-- START --

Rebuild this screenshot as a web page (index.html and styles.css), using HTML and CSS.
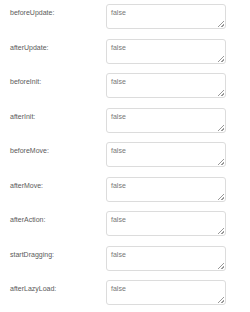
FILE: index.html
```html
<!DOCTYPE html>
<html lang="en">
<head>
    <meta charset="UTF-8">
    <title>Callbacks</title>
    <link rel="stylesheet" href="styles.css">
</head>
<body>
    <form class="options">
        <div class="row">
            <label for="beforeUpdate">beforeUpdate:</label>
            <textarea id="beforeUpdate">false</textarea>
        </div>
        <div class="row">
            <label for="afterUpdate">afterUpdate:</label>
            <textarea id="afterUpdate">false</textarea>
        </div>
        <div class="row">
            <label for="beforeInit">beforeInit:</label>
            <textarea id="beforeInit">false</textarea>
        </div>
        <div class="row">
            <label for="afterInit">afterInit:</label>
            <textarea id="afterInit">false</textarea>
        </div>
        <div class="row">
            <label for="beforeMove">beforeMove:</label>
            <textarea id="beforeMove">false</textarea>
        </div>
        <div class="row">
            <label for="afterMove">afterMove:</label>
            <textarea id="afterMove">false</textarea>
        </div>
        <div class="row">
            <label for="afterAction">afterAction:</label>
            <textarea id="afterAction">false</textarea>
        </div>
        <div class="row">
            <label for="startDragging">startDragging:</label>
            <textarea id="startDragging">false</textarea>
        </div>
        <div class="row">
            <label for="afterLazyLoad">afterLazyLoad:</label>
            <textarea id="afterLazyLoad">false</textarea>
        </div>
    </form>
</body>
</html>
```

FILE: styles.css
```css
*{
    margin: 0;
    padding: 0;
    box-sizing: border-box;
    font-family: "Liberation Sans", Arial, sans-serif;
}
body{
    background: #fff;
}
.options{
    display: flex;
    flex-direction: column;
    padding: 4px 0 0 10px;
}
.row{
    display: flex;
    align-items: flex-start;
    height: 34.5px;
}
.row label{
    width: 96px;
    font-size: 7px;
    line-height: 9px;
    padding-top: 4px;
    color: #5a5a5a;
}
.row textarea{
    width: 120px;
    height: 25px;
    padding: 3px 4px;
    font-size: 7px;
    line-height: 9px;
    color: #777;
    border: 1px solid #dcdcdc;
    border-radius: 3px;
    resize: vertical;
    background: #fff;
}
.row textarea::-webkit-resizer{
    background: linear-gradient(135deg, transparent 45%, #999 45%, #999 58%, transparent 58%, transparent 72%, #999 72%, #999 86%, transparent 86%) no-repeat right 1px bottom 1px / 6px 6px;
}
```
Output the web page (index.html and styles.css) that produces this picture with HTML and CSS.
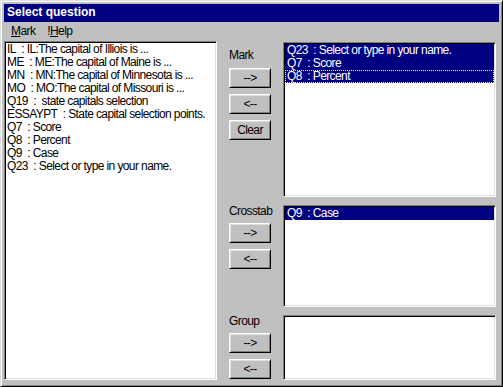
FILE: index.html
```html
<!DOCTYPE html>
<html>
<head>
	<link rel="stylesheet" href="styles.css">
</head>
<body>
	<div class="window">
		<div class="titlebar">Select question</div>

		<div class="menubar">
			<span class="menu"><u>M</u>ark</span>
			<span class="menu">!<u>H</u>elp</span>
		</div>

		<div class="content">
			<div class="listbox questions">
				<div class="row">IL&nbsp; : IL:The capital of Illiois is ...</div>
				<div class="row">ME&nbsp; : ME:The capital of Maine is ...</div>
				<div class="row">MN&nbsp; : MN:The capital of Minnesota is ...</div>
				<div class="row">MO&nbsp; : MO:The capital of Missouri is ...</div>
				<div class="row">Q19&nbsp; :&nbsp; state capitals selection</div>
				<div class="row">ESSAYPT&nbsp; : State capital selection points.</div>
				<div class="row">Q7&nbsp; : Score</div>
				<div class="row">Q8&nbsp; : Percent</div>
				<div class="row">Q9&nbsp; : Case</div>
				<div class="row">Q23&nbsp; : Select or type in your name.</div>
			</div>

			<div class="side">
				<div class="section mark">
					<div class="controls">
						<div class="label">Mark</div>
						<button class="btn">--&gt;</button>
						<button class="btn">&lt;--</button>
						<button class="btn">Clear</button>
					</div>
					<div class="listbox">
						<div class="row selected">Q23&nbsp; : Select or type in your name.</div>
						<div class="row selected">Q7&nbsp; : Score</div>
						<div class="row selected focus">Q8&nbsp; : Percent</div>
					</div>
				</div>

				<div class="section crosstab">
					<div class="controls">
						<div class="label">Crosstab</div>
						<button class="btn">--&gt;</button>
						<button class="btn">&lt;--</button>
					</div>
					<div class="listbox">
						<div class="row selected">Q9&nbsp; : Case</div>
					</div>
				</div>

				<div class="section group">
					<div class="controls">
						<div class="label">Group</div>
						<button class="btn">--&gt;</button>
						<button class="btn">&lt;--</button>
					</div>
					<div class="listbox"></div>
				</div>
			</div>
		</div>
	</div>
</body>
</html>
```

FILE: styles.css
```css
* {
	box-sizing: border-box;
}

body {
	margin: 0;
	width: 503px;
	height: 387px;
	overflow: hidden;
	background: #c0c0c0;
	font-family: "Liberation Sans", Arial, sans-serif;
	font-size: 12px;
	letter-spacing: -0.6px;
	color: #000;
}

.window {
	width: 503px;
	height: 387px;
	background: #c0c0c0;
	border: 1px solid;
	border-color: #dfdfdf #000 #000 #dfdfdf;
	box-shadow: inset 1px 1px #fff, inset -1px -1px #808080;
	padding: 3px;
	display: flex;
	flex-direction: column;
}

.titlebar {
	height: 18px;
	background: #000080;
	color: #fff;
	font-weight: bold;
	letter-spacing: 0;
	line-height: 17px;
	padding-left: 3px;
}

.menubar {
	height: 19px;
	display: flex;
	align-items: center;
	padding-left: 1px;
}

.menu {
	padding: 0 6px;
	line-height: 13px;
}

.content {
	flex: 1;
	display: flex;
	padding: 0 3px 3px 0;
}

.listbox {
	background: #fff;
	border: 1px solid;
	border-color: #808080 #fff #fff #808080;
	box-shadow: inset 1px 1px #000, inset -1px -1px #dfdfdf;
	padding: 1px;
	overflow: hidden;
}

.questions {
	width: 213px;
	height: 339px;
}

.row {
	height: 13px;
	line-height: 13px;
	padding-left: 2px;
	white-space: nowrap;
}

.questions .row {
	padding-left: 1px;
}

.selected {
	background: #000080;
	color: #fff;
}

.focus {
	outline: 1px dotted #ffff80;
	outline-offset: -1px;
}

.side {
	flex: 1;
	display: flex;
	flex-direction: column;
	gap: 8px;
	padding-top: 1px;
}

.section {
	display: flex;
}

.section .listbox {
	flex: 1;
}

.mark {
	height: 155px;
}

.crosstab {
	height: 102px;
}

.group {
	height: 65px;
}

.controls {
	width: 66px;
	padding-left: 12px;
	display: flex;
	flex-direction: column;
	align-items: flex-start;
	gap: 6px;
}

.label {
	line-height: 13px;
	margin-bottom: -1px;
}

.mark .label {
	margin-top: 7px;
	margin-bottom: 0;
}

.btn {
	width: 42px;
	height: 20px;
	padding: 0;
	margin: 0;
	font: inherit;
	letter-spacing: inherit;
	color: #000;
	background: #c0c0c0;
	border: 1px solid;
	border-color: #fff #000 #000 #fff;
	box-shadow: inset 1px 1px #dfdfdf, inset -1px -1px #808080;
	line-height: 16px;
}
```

-- END --

** WHAT IS ASKED **
Quote all the lines above exactly as given. Do not include the pictures.

** RESPONSE **
Rebuild this screenshot as a web page (index.html and styles.css), using HTML and CSS.
FILE: index.html
```html
<!DOCTYPE html>
<html lang="en">
<head>
    <meta charset="UTF-8">
    <title>Callbacks</title>
    <link rel="stylesheet" href="styles.css">
</head>
<body>
    <form class="options">
        <div class="row">
            <label for="beforeUpdate">beforeUpdate:</label>
            <textarea id="beforeUpdate">false</textarea>
        </div>
        <div class="row">
            <label for="afterUpdate">afterUpdate:</label>
            <textarea id="afterUpdate">false</textarea>
        </div>
        <div class="row">
            <label for="beforeInit">beforeInit:</label>
            <textarea id="beforeInit">false</textarea>
        </div>
        <div class="row">
            <label for="afterInit">afterInit:</label>
            <textarea id="afterInit">false</textarea>
        </div>
        <div class="row">
            <label for="beforeMove">beforeMove:</label>
            <textarea id="beforeMove">false</textarea>
        </div>
        <div class="row">
            <label for="afterMove">afterMove:</label>
            <textarea id="afterMove">false</textarea>
        </div>
        <div class="row">
            <label for="afterAction">afterAction:</label>
            <textarea id="afterAction">false</textarea>
        </div>
        <div class="row">
            <label for="startDragging">startDragging:</label>
            <textarea id="startDragging">false</textarea>
        </div>
        <div class="row">
            <label for="afterLazyLoad">afterLazyLoad:</label>
            <textarea id="afterLazyLoad">false</textarea>
        </div>
    </form>
</body>
</html>
```

FILE: styles.css
```css
*{
    margin: 0;
    padding: 0;
    box-sizing: border-box;
    font-family: "Liberation Sans", Arial, sans-serif;
}
body{
    background: #fff;
}
.options{
    display: flex;
    flex-direction: column;
    padding: 4px 0 0 10px;
}
.row{
    display: flex;
    align-items: flex-start;
    height: 34.5px;
}
.row label{
    width: 96px;
    font-size: 7px;
    line-height: 9px;
    padding-top: 4px;
    color: #5a5a5a;
}
.row textarea{
    width: 120px;
    height: 25px;
    padding: 3px 4px;
    font-size: 7px;
    line-height: 9px;
    color: #777;
    border: 1px solid #dcdcdc;
    border-radius: 3px;
    resize: vertical;
    background: #fff;
}
.row textarea::-webkit-resizer{
    background: linear-gradient(135deg, transparent 45%, #999 45%, #999 58%, transparent 58%, transparent 72%, #999 72%, #999 86%, transparent 86%) no-repeat right 1px bottom 1px / 6px 6px;
}
```
Output the web page (index.html and styles.css) that produces this picture with HTML and CSS.
FILE: index.html
```html
<!DOCTYPE html>
<html>
<head>
	<link rel="stylesheet" href="styles.css">
</head>
<body>
	<div class="window">
		<div class="titlebar">Select question</div>

		<div class="menubar">
			<span class="menu"><u>M</u>ark</span>
			<span class="menu">!<u>H</u>elp</span>
		</div>

		<div class="content">
			<div class="listbox questions">
				<div class="row">IL&nbsp; : IL:The capital of Illiois is ...</div>
				<div class="row">ME&nbsp; : ME:The capital of Maine is ...</div>
				<div class="row">MN&nbsp; : MN:The capital of Minnesota is ...</div>
				<div class="row">MO&nbsp; : MO:The capital of Missouri is ...</div>
				<div class="row">Q19&nbsp; :&nbsp; state capitals selection</div>
				<div class="row">ESSAYPT&nbsp; : State capital selection points.</div>
				<div class="row">Q7&nbsp; : Score</div>
				<div class="row">Q8&nbsp; : Percent</div>
				<div class="row">Q9&nbsp; : Case</div>
				<div class="row">Q23&nbsp; : Select or type in your name.</div>
			</div>

			<div class="side">
				<div class="section mark">
					<div class="controls">
						<div class="label">Mark</div>
						<button class="btn">--&gt;</button>
						<button class="btn">&lt;--</button>
						<button class="btn">Clear</button>
					</div>
					<div class="listbox">
						<div class="row selected">Q23&nbsp; : Select or type in your name.</div>
						<div class="row selected">Q7&nbsp; : Score</div>
						<div class="row selected focus">Q8&nbsp; : Percent</div>
					</div>
				</div>

				<div class="section crosstab">
					<div class="controls">
						<div class="label">Crosstab</div>
						<button class="btn">--&gt;</button>
						<button class="btn">&lt;--</button>
					</div>
					<div class="listbox">
						<div class="row selected">Q9&nbsp; : Case</div>
					</div>
				</div>

				<div class="section group">
					<div class="controls">
						<div class="label">Group</div>
						<button class="btn">--&gt;</button>
						<button class="btn">&lt;--</button>
					</div>
					<div class="listbox"></div>
				</div>
			</div>
		</div>
	</div>
</body>
</html>
```

FILE: styles.css
```css
* {
	box-sizing: border-box;
}

body {
	margin: 0;
	width: 503px;
	height: 387px;
	overflow: hidden;
	background: #c0c0c0;
	font-family: "Liberation Sans", Arial, sans-serif;
	font-size: 12px;
	letter-spacing: -0.6px;
	color: #000;
}

.window {
	width: 503px;
	height: 387px;
	background: #c0c0c0;
	border: 1px solid;
	border-color: #dfdfdf #000 #000 #dfdfdf;
	box-shadow: inset 1px 1px #fff, inset -1px -1px #808080;
	padding: 3px;
	display: flex;
	flex-direction: column;
}

.titlebar {
	height: 18px;
	background: #000080;
	color: #fff;
	font-weight: bold;
	letter-spacing: 0;
	line-height: 17px;
	padding-left: 3px;
}

.menubar {
	height: 19px;
	display: flex;
	align-items: center;
	padding-left: 1px;
}

.menu {
	padding: 0 6px;
	line-height: 13px;
}

.content {
	flex: 1;
	display: flex;
	padding: 0 3px 3px 0;
}

.listbox {
	background: #fff;
	border: 1px solid;
	border-color: #808080 #fff #fff #808080;
	box-shadow: inset 1px 1px #000, inset -1px -1px #dfdfdf;
	padding: 1px;
	overflow: hidden;
}

.questions {
	width: 213px;
	height: 339px;
}

.row {
	height: 13px;
	line-height: 13px;
	padding-left: 2px;
	white-space: nowrap;
}

.questions .row {
	padding-left: 1px;
}

.selected {
	background: #000080;
	color: #fff;
}

.focus {
	outline: 1px dotted #ffff80;
	outline-offset: -1px;
}

.side {
	flex: 1;
	display: flex;
	flex-direction: column;
	gap: 8px;
	padding-top: 1px;
}

.section {
	display: flex;
}

.section .listbox {
	flex: 1;
}

.mark {
	height: 155px;
}

.crosstab {
	height: 102px;
}

.group {
	height: 65px;
}

.controls {
	width: 66px;
	padding-left: 12px;
	display: flex;
	flex-direction: column;
	align-items: flex-start;
	gap: 6px;
}

.label {
	line-height: 13px;
	margin-bottom: -1px;
}

.mark .label {
	margin-top: 7px;
	margin-bottom: 0;
}

.btn {
	width: 42px;
	height: 20px;
	padding: 0;
	margin: 0;
	font: inherit;
	letter-spacing: inherit;
	color: #000;
	background: #c0c0c0;
	border: 1px solid;
	border-color: #fff #000 #000 #fff;
	box-shadow: inset 1px 1px #dfdfdf, inset -1px -1px #808080;
	line-height: 16px;
}
```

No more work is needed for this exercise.